2 国際会議の誘致
国際会議,行事の開催は,開催国に多額の外貨収入をもたらすとともに強力な国際観光宣伝になり,かつ,一般的にオフ・シーズン対策にもきわめて大きな貢献をなしうるものであるが,これを誘致するためには一般的な国際観光宣伝のみでは不十分であり,国際会議,行事の主催団体,加盟会員等に対する具体的個別的な宣伝誘致活動とともに国内における会議場や関連サービス機関に関する調査及び主催関係者等に対する各種の情報提供,あつせん等を行なうことが必要である。このため,アメリカを始めとする欧米諸国においては,コンベンション・ビューローと呼ばれる専門機関が設けられ,積極的な活動が行なわれている。
わが国においては,従来,この種の機関がなかつたため,わが国での開催を希望し,又は誘致可能な国際会議でわが国における開催を見送つたものが多かつたばかりでなく,開催されることになつた場合にもその都度主催者が自らその準備に当たらなければならず,非常な労力を払わざるを得なかつた現状であり,かねてより,観光業界はもとより学界,産業界等においてコンベンション・ビューローの設置が強く望まれていた。
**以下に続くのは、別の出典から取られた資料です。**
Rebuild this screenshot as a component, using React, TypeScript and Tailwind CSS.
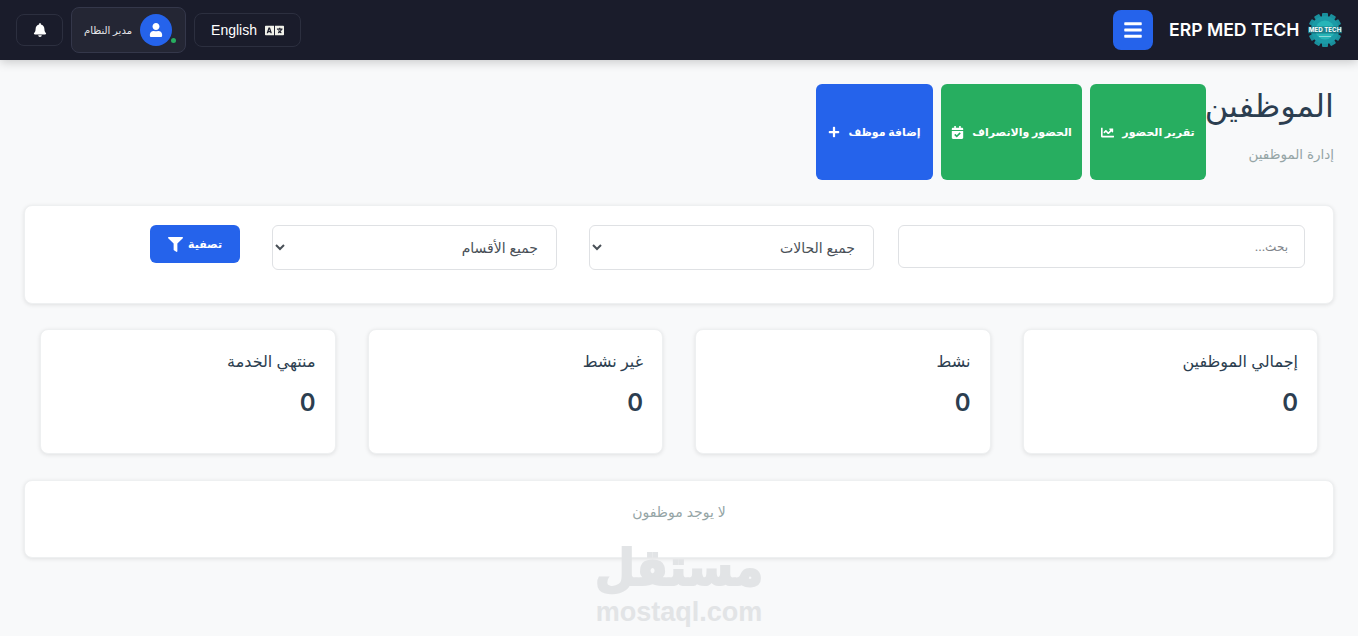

観光事業審議会および観光政策審議会も,それぞれ昭和35年,昭和38年,その設置の必要性につき政府に建議を行なつている。
このような各方面の要望にかんがみ,運輸省は,昨春来,基礎的な研究と準備を進める一方,広く関係方面に呼びかけて設立気運の醸成を図つてきたが本年6月22日,国際観光振興会,日本国有鉄道,東京都,大阪府,京都市等の関係地方公共団体,財団法人日本交通公社,日本航空株式会社,社団法人日本ホテル協会等の観光関係機関等により日本コンベンション・ビューローが設立された。同ビューローでは,国際会議,行事及びその開催団体並びに国内の国際会議場及び関連施設,サービス機関に関する調査情報収集,国際会議,行事開催関係者に対する各種情報提供,案内及びあつ旋等の事業を行なうことにしており,その成果が期待されている。国としても今後このような事業活動に対し積極的な援助を行なう必要がある。